Dallas Woodhouse, state director of Americans for Prosperity North Carolina, referred to the higher re-evaluations and increased value of land, rather than homes, in Raleigh. The city’s proposal would limit homeowners’ ability to replace obsolete structures with newer ones that protect home values, he said. “We ask you (the council) to move cautiously on this, and if it’s a close call, and I suspect that in many cases it is, the close call should go toward the person who is paying the mortgage.”

Another speaker, a homeowner, used the city’s new convention center as an example. “The convention center was built because of functional obsolescence,” he said. “Why not houses?”

Michael Sanera, research director and local government analyst with the John Locke Foundation and a former professor of political science, decried the mayor’s and three new council members’ “hollow” victories in the November election. The “dismally low” turnout of voters in the November election in which Meeker and three council members were elected called into question the legitimacy of the council’s move to revolutionize planning in the city, he said.

Political science research shows that off-year elections, such as the one in November, draw a small percentage of voters and are dominated by special interests, he said. “In this case,” Sanera said, “special interests turned out to vote for the mayor’s candidates who will remake the city based on their shared vision.”

Now that the mayor appears to have a majority on the council, the council will support special interests, he said. “What do these special interests want? I think they want this ordinance. And it is clear that the ordinance is designed to steal the property rights from homeowners in the city.”
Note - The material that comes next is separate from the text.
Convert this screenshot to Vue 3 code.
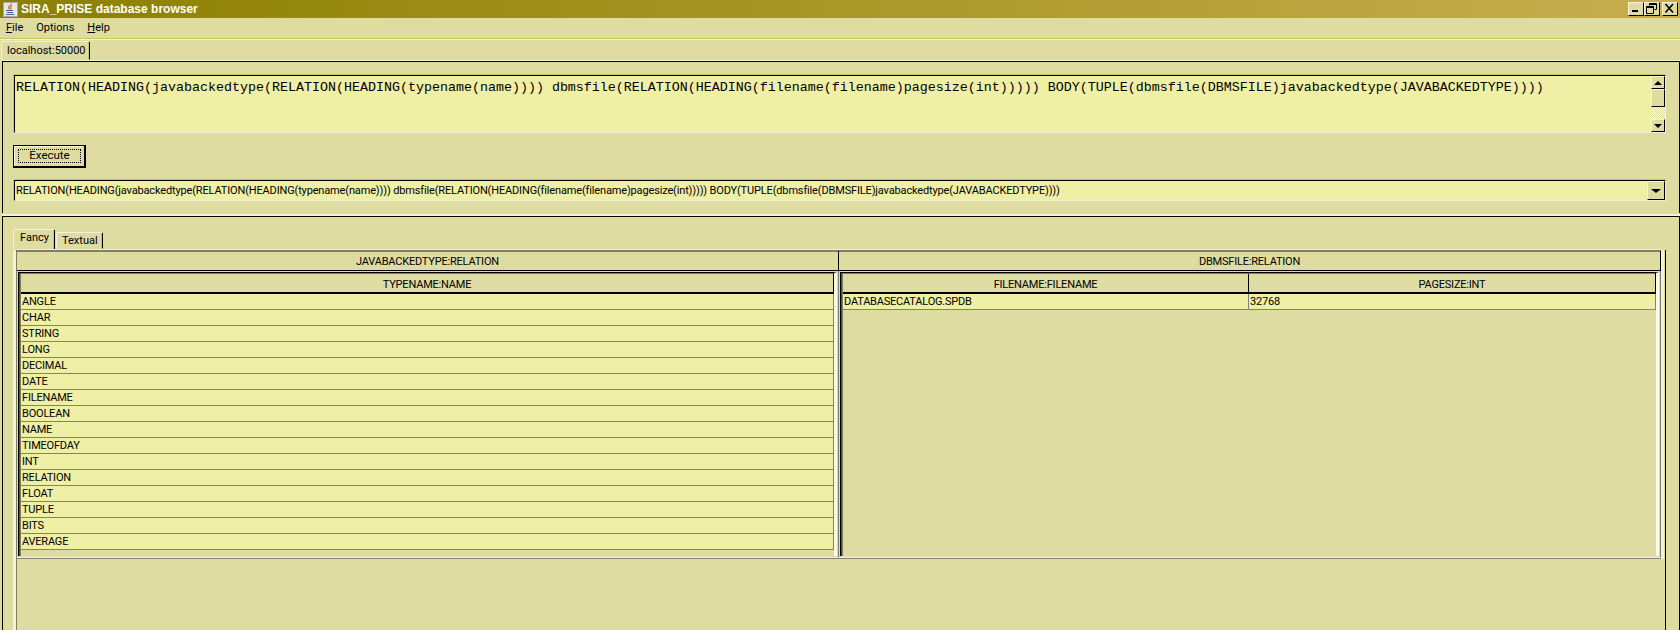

“The ordinance will prevent people from living the lifestyles that they choose. This special interest is working through the city council to use government to force people to live the lifestyle that it selects,” based upon the election turnout of a tiny minority of voters, he said.

The proposal would increase setback regulations by up to 10 feet for any building on land zoned between six and 10 homes per acre. The proposed regulation also would lessen the maximum height of buildings from 40 feet to 32 feet in zoning districts that allow four to 10 homes per acre. An analysis by city planners shows that the proposed regulation would reduce the “footprint” of building on land zoned R-6, Special R-6, and R-10 by 22 percent to 28 percent.

Craig Tierney, a resident of Craig Street in Raleigh, said that people joke to him, “‘Do you own that street?’ And I laugh and say, no, I’m a little concerned now whether I own my own property.”

Tierney told the council that in the past 15 years he has witnessed a revitalization of his neighborhood. “I live in an 1,800-square-foot brick ranch,” he said, which over the years became too small to resell to most families who needed larger homes to raise their children. “This neighborhood was turning over,” he said.

Widows lived nearby and over time the neighborhood changed. “When these homes became open, what we saw in my neighborhood was either people, who like me, were single with no children would buy it because they wanted it as an investment. They didn’t want to live there. But what we noticed was that no families were buying these smaller homes.”

The families with children that did buy the smaller homes renovated and expanded the homes, he said. “When I bought my home 15 years ago,” Tierney said, “there were no children in the neighborhood, one or two perhaps.” Because of the new families moving into his neighborhood, the area now thrives with children playing in open lots and yards, he said.

In neighborhoods where families didn’t move into older homes and renovate them, Tierney said, houses became rentals. “Who is going to rent these homes? It’s college students…. There aren’t one or two college students in these homes. There are five or six college students in these homes.”

The “kegger” parties the students throw are notorious for disrupting neighborhoods, he said. “I don’t want to live in a neighborhood that has a kegger down the street.”

The regulations being considered by the council would prevent the revitalization of older neighborhoods, Tierney said, and encourage families to move out of the city.

Coble warned the council that its decision would trigger wider repercussions. “As a member of the county commission, I’ll tell y’all I’m awfully concerned about this decision because you’re going to affect people who live in the county who are in your ETJ who will have no voice in this, so I rise to speak in their place because you will make decisions that will affect their property values and their property rights also.

“Be very careful how you play with people’s property rights. For many people it’s their retirement. It is future income.”

There are people in the city who have invested in the county to provide the major income for their retirement, he said. “The changes you make may very well rob them of that. And I will tell you, the North Carolina Property Rights Coalition will probably challenge you on a constitutional basis.”

Richard Wagner is the editor of Carolina Journal.